Due to constraints such as time and cost, this study still has certain limitations and implications. Firstly, only topsoil (0–10 cm) nutrient data and organic matter data were collected, so this research is limited to the spatial prediction of topsoil. However, many soil properties, including soil nutrients, exhibit different variation patterns with increasing soil depth. Therefore, Future research should address the vertical dimension by predicting soil nutrients across multiple layers. For example, by collecting samples from surface to subsoil layers, measuring the ground in situ hyperspectral data of different layers, and establishing the response relationship between soil layers and soil properties content, the correlation between spaceborne hyperspectral data and surface in situ hyperspectral data can be explored to assess the applicability of spaceborne hyperspectral imagery in analyzing mid- to deep-layer soil P, N, SOM, and K.

Secondly, the study needs to increase the data volume and develop more accurate soil nutrient prediction methods. Although the current study demonstrates good performance with the XGB model, its effectiveness varies across different soil nutrient predictions. For example, the prediction accuracy for organic matter and phosphorus is high (coefficient of determination > 0.7), whereas the accuracy for nitrogen and potassium is relatively low (coefficient of determination: 0.4–0.5). This discrepancy may be due to limitations in data quantity and quality, which makes the prediction maps useful at a macro level but less applicable in micro-level studies that require high precision. Therefore, future research should aim to develop deep learning models optimized through hyperparameter optimization, as these models offer more complex network architectures and stronger learning capabilities compared to XGB and Gradient Boosting Decision Tree. However, deep learning requires large amounts of data for training, and insufficient data may lead to overfitting. Traditional soil sampling is limited in scale, which affects the prediction accuracy of deep learning models. Nevertheless, it is feasible to construct large-scale soil sample datasets through meta-analysis. Therefore, future research could therefore integrate such expansive datasets with advanced frameworks (i.e., deep learning) to evaluate the spatial prediction of soil nutrients and other properties.

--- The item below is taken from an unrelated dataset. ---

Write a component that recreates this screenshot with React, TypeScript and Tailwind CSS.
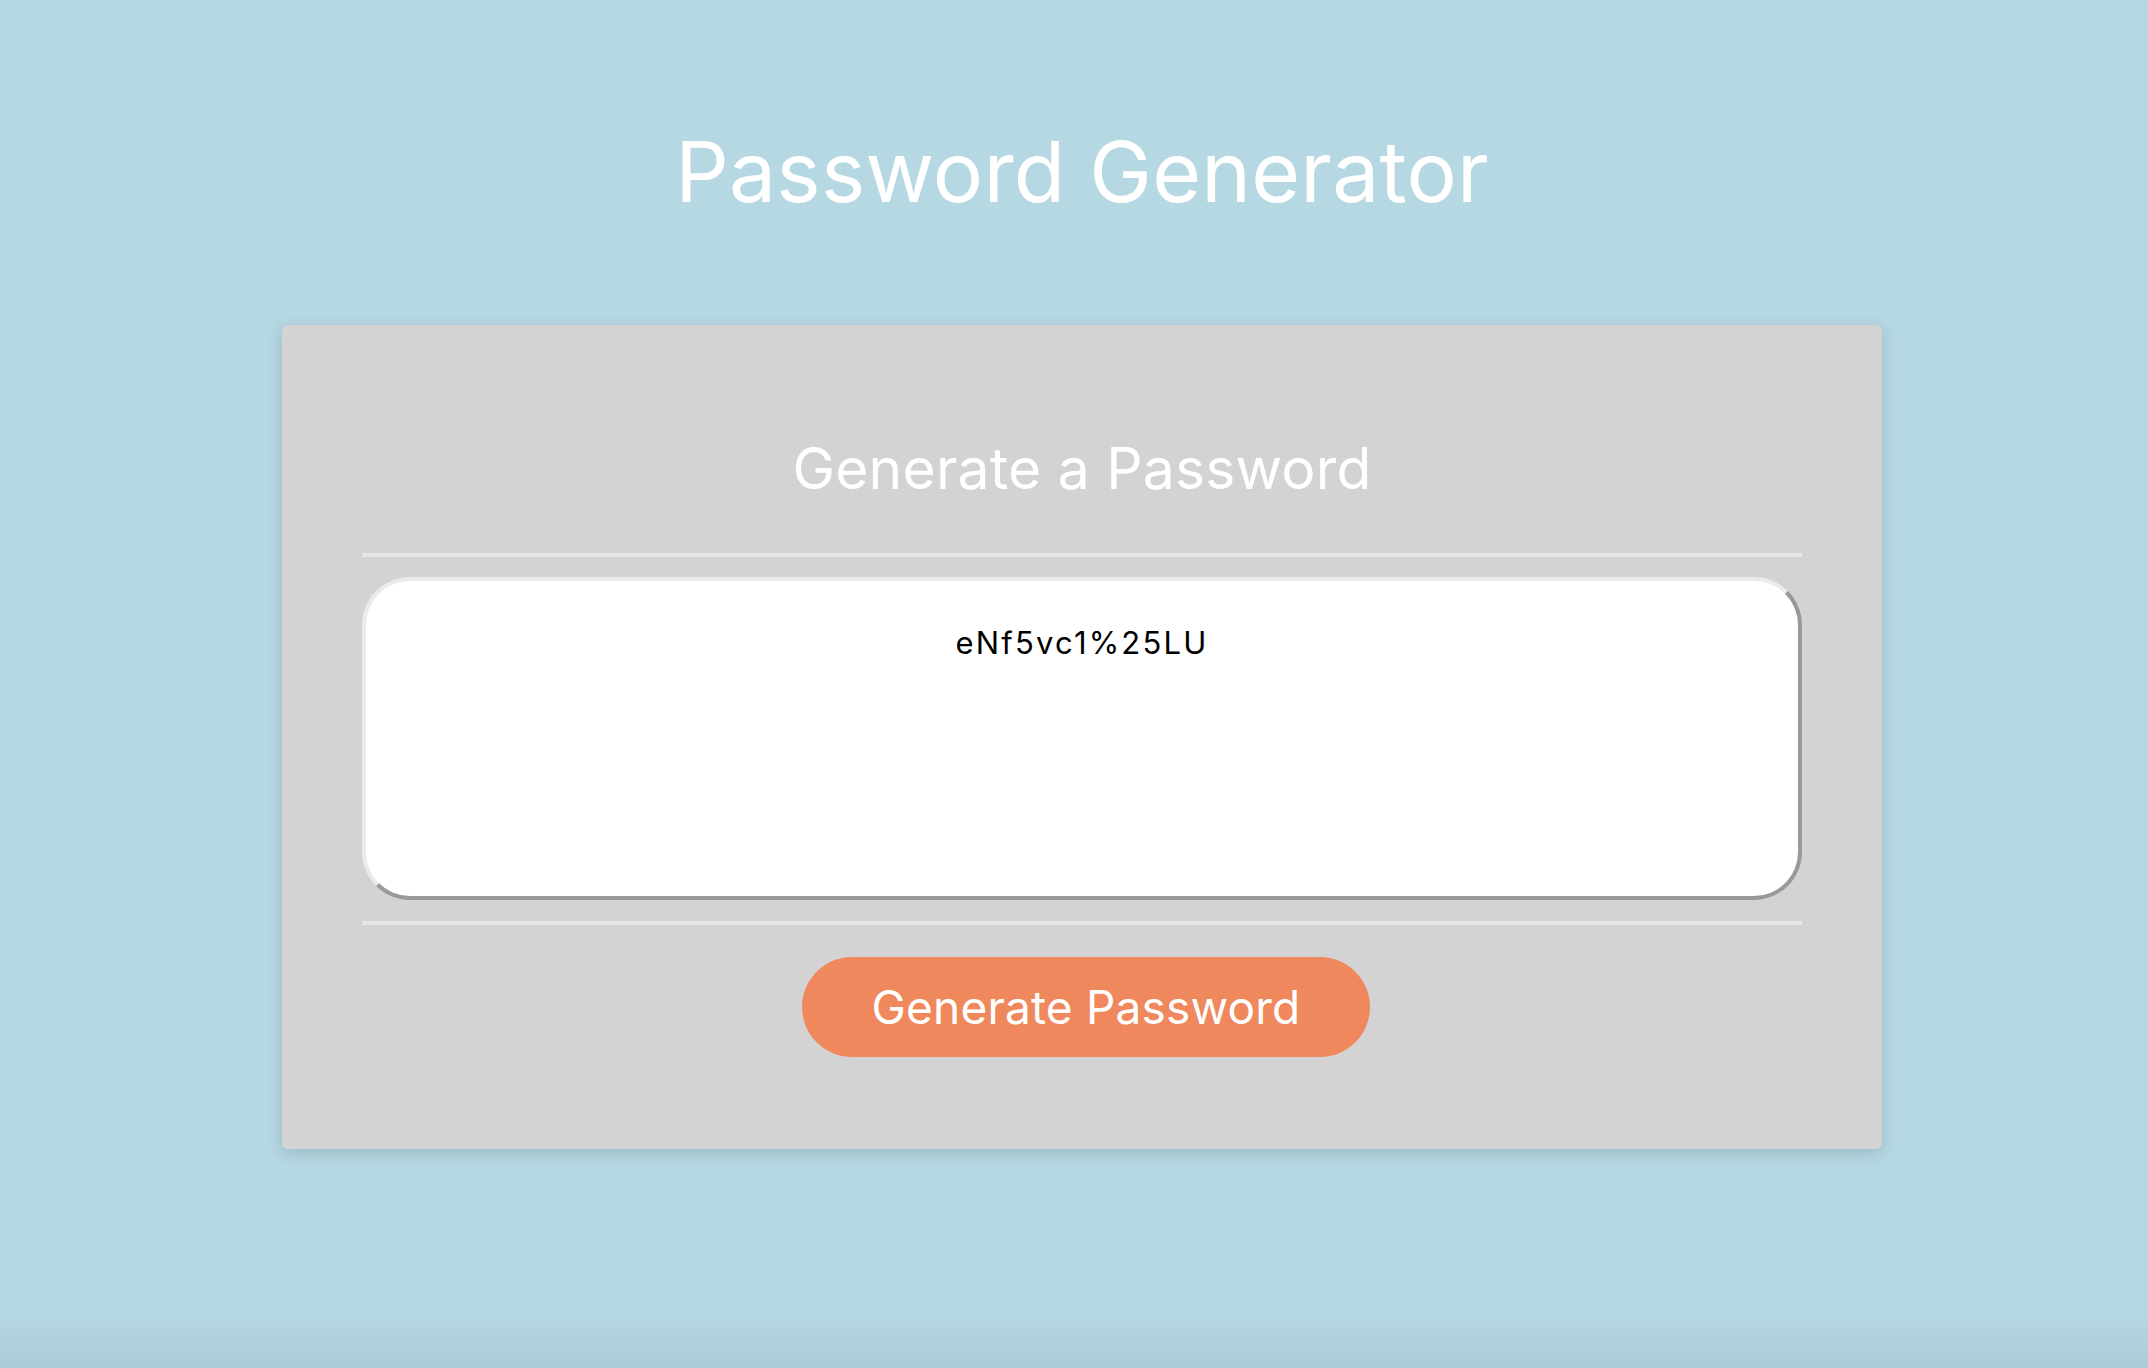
/**
 * Password generator page: title, card with output box and generate button.
 */

import { useState, useCallback } from 'react';

const CHARS = 'abcdefghijklmnopqrstuvwxyzABCDEFGHIJKLMNOPQRSTUVWXYZ0123456789%!#$&*';

function makePassword(length: number) {
  let out = '';
  for (let i = 0; i < length; i++) {
    out += CHARS[Math.floor(Math.random() * CHARS.length)];
  }
  return out;
}

export default function App() {
  const [password, setPassword] = useState('eNf5vc1%25LU');

  const handleGenerate = useCallback(() => {
    setPassword(makePassword(12));
  }, []);

  return (
    <div
      className="min-h-screen w-full flex flex-col items-center pl-[16px]
                 bg-[linear-gradient(to_bottom,#b6d8e3_0%,#b6d8e3_96%,#abcbd6_100%)]"
      style={{ fontFamily: 'Inter, "Liberation Sans", sans-serif' }}
    >
      <h1 className="mt-[130px] text-[84px] leading-none font-normal text-white tracking-[0.2px]">
        Password Generator
      </h1>

      {/* Card */}
      <div
        className="mt-[111px] w-[1600px] bg-[#d3d3d3] rounded-md
                   shadow-[0_4px_16px_rgba(0,0,0,0.15)] px-[80px] pt-[115px] pb-[92px]
                   flex flex-col items-center"
      >
        <h2 className="text-[57px] leading-none font-normal text-white tracking-[0.2px]">
          Generate a Password
        </h2>

        <div className="mt-[56px] h-[4px] w-full bg-[#e5e5e5]" />

        <textarea
          readOnly
          value={password}
          aria-label="Generated Password"
          className="mt-[20px] w-full h-[323px] resize-none outline-none bg-white text-black
                     text-center text-[31px] leading-none tracking-[2.2px] pt-[46px] px-4
                     rounded-[48px] border-4 border-solid
                     border-t-[#ebebeb] border-l-[#ebebeb] border-r-[#999999] border-b-[#999999]"
          style={{ fontFamily: 'Inter, "Liberation Sans", sans-serif' }}
        />

        <div className="mt-[21px] h-[4px] w-full bg-[#e5e5e5]" />

        <div className="mt-[32px] w-full flex justify-center pl-[8px]">
          <button
            onClick={handleGenerate}
            className="w-[568px] h-[100px] rounded-full bg-[#f0885e] text-white
                       text-[46px] leading-none font-normal tracking-[0.2px]"
          >
            Generate Password
          </button>
        </div>
      </div>
    </div>
  );
}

Moreover, this study did not fully account for the noise interference in spaceborne hyperspectral data—its relatively low accuracy is often directly related to excessive noise. Noise can distort the true spectral characteristics of soil and background, reduce the precision of endmember extraction and abundance estimation, and ultimately constrain the accuracy of spectral inversion for soil nutrients such as nitrogen and potassium. This may lead to relatively lower prediction accuracy for certain soil properties. Existing studies have proposed various noise mitigation strategies, including separating signal and noise subspaces using Minimum Noise Fraction (MNF), reducing the weight of noisy pixels through Weighted Nonnegative Matrix Factorization (WNMF) or oblique projection, selecting low-noise and high-information samples Via active learning, and correcting noise-induced prediction errors using methods such as Adaptive Dilation Morphological Profiles (ADMP/ADSOMP), Mixed Similarity Graph Convolution Networks (MSGCN), or Self-Organizing Maps (SOM) combined with fuzzy membership. However, the present study did not integrate these approaches to optimize the utilization of spatial data. Future studies should embed such denoising approaches into modeling pipelines and correlate spaceborne data with in situ spectra across soil depths to improve noise robustness and support more accurate mid- and deep-layer nutrient predictions.

5. Conclusions

This study constructed an XGB model optimized by the tree-structured parzen estimator based on high-resolution in situ hyperspectral and spaceborne hyperspectral data to investigate the spatial variation characteristics and driving mechanism of typical soil nutrients in coastal saline–alkali areas. The results show that the influence of different spectral sources on model performance is reflected not only in prediction accuracy but also in the degree of information coupling between data quality and soil properties. Thanks to its spectral continuity and consistency with the environmental background, in situ hyperspectral enhances the model’s ability to capture nonlinear relationships, leading to significantly better fitting performance for micro-environment-sensitive indicators such as soil organic matter and available phosphorus compared to spaceborne data. Further analysis of spatial distribution patterns revealed that soil nutrients exhibit marked geographical heterogeneity, and Certain indicators, including soil organic matter and available potassium, tend to concentrate along rivers, suggesting that hydrological processes strongly influence localized nutrient accumulation. The spectral-sensitive bands identified by SHAP analysis indicate that different nutrient components exhibit heterogeneous spectral response characteristics. In particular, the positive response of available nitrogen contrasts with the generally negative correlation observed for other nutrients, suggesting that it may be primarily influenced by rhizosphere processes or microbial activity. The HP and VP results further validate the synergistic effects of climate (CLI) and vegetation (VEG) in regulating the spatial variation of soil nutrients: Climate (CLI) influences nutrient supply by modulating litter decomposition rate and water flux, while vegetation (VEG) governs the absorption and transformation of nutrients in the soil through root system secretions and aboveground biomass. These findings advance understanding of nonlinear hyperspectral feature responses and provide spatial information support for coastal saline–alkali land’s agricultural management and ecological restoration; future applications could expand to multi-source data integration, deep soil prediction, and dynamic monitoring for precise sustainable agricultural decisions.

Beyond these technical findings, this study also highlights the broader social relevance and practical advantages of focusing on coastal saline–alkali land as a key reserve of arable land. By leveraging hyperspectral data and the TPE-XGB model to precisely predict soil nutrient spatial variability and identify driving mechanisms, this work directly responds to the global demand for sustainable saline–alkali land development under the context of food security. It provides scientific support for addressing pressing challenges such as farmland reduction and soil degradation. Furthermore, it overcomes the time- and labor-intensive limitations of traditional soil nutrient determination methods and identifies key drivers like climate and vegetation, thereby offering spatial information and technical guidance for precision irrigation, fertilization, and ecological restoration. These contributions have direct value for advancing sustainable agricultural practices in coastal saline–alkali regions.